Dotado de uma imaginação galopante multiplicou os seus projectos após a Revolução, projectando modelos arquitectónicos como metáforas. Em 1792, por exemplo, apresentou um Palácio Nacional construído como um formigueiro, com múltiplas entradas para facilitar as idas e vindas dos cidadãos, sinal da sua acessibilidade, e encimado por uma cúpula sob a qual se situaria a Assembleia, que estaria assim no centro da vida da Nação, tanto literal como figurativamente. Mais uma vez, a dimensão desproporcionada do conjunto simboliza o imenso poder do sistema político. Boullée acreditava que era necessário alargar os horizontes do pensamento. As suas formas são suaves, sem adornos: a pureza das suas linhas evoca a do espírito.
Arquitectura e poesia.
Boullée também trabalhou em projectos imbuídos de mistério e poesia, nomeadamente a conceção de cenotáfios, monumentos fúnebres erigidos em memória de grandes personalidades sepultadas noutro local. A maior parte deles apresenta as características daquilo a que chamou “arquitectura enterrada”: pensando sempre metaforicamente, o seu afundamento sugere a função de passagem entre a terra e o subsolo. O mais célebre destes cenotáfios é o de Newton, que se distingue pela presença de uma imensa esfera, que o arquitecto considerava ser a forma mais simples de beleza. A esfera é suportada por uma coluna que a mantém na vertical; uma pequena abertura na base dá acesso ao túmulo. O corpo de Newton estaria assim no centro do globo que representa a Terra, que o físico tanto se esforçou por compreender.

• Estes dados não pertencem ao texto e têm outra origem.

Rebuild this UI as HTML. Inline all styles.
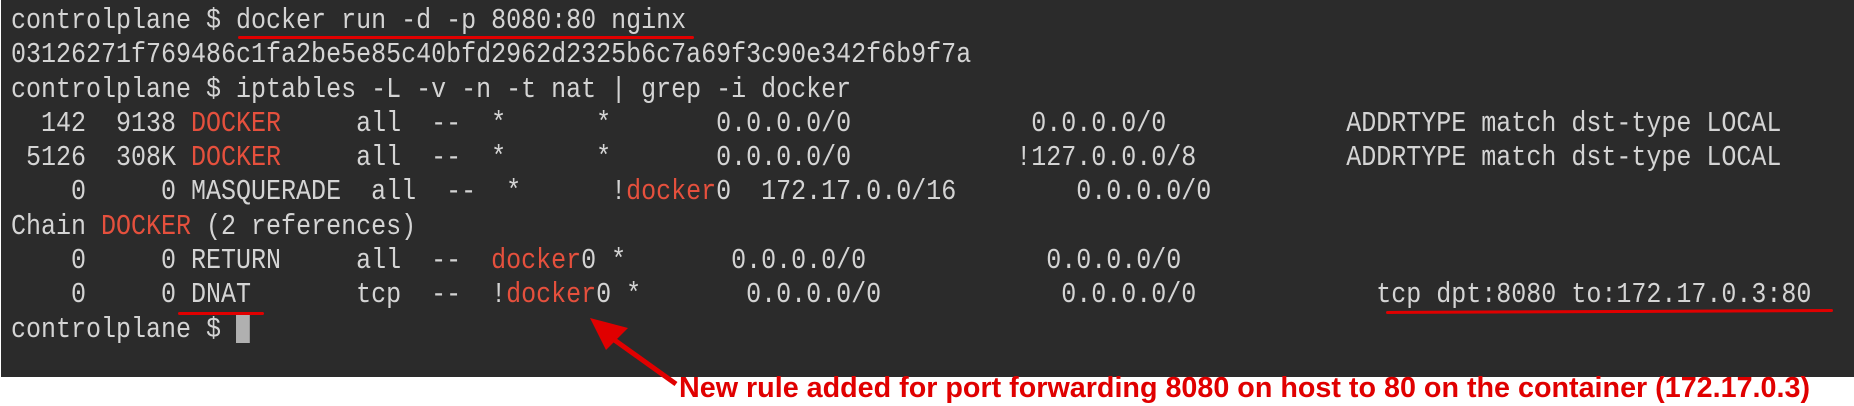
<!DOCTYPE html>
<html><head><meta charset="utf-8"><style>
html,body{margin:0;padding:0;background:#fff;width:1854px;height:406px;overflow:hidden;position:relative}
#term{position:absolute;left:1px;top:0;width:1853px;height:377px;background:#2b2b2b}
pre{position:absolute;left:11px;top:4px;margin:0;font-family:"Liberation Mono",monospace;font-size:29px;line-height:34.3px;color:#d4d4d4;white-space:pre;transform:scaleX(0.8621);transform-origin:0 0}
.r{color:#e5503d}
.cur{display:inline-block;width:16px;height:28px;background:#b0b0b0;vertical-align:-6px}
.ul{position:absolute;height:3px;background:#e00000;border-radius:2px}
svg{position:absolute;left:0;top:0}
</style></head><body>
<div id="term"></div>
<pre>controlplane $ docker run -d -p 8080:80 nginx
03126271f769486c1fa2be5e85c40bfd2962d2325b6c7a69f3c90e342f6b9f7a
controlplane $ iptables -L -v -n -t nat | grep -i docker
  142  9138 <span class="r">DOCKER</span>     all  --  *      *       0.0.0.0/0            0.0.0.0/0            ADDRTYPE match dst-type LOCAL
 5126  308K <span class="r">DOCKER</span>     all  --  *      *       0.0.0.0/0           !127.0.0.0/8          ADDRTYPE match dst-type LOCAL
    0     0 MASQUERADE  all  --  *      !<span class="r">docker</span>0  172.17.0.0/16        0.0.0.0/0
Chain <span class="r">DOCKER</span> (2 references)
    0     0 RETURN     all  --  <span class="r">docker</span>0 *       0.0.0.0/0            0.0.0.0/0
    0     0 DNAT       tcp  --  !<span class="r">docker</span>0 *       0.0.0.0/0            0.0.0.0/0            tcp dpt:8080 to:172.17.0.3:80
controlplane $ <span class="cur"></span></pre>
<div class="ul" style="left:238px;top:36px;width:456px"></div>
<div class="ul" style="left:178px;top:312px;width:86px"></div>
<div class="ul" style="left:1386px;top:310px;width:447px;transform:rotate(-0.25deg)"></div>
<svg width="1854" height="406">
<line x1="676" y1="384" x2="606" y2="334" stroke="#e00000" stroke-width="5"/>
<polygon points="590,318 628,328 606,350" fill="#e00000"/>
<text x="679" y="397" fill="#e00000" font-family="Liberation Sans Narrow, Liberation Sans, sans-serif" font-weight="bold" font-size="29" textLength="1131" lengthAdjust="spacingAndGlyphs">New rule added for port forwarding 8080 on host to 80 on the container (172.17.0.3)</text>
</svg>
</body></html>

A obra de Boullée é eminentemente poética e, na época do Iluminismo, a arte e a beleza são fontes de prazer e de reflexão. Ele compunha os seus desenhos como que sob as ordens de Diderot, que, nos seus Ensaios sobre a Pintura, após o Salão de 1765, se dirigia aos pintores da seguinte forma:
“Cabe-vos também celebrar e eternizar os grandes e belos feitos, honrar a virtude infeliz e ressequida, murchar o vício feliz e honrado, assustar os tiranos”.
A estética é a mãe dos sentimentos profundos, e a procura do sublime na arte deve servir para nos edificar a todos.
Boullée foi um homem do seu tempo. Na sua arte, explorou plenamente as reflexões filosóficas, sociais e estéticas dos filósofos do Iluminismo. A sua obra poderosa e inovadora teve um enorme impacto, chegando até ao outro lado da Mancha e mesmo atravessando o Atlântico. Alguns dos princípios da sua arquitectura foram utilizados na construção do Capitólio de Washington, por exemplo. Antes da sua morte, Étienne-Louis Boullée legou os seus desenhos à Bibliothèque nationale, renovando o seu sincero empenhamento na transmissão do conhecimento.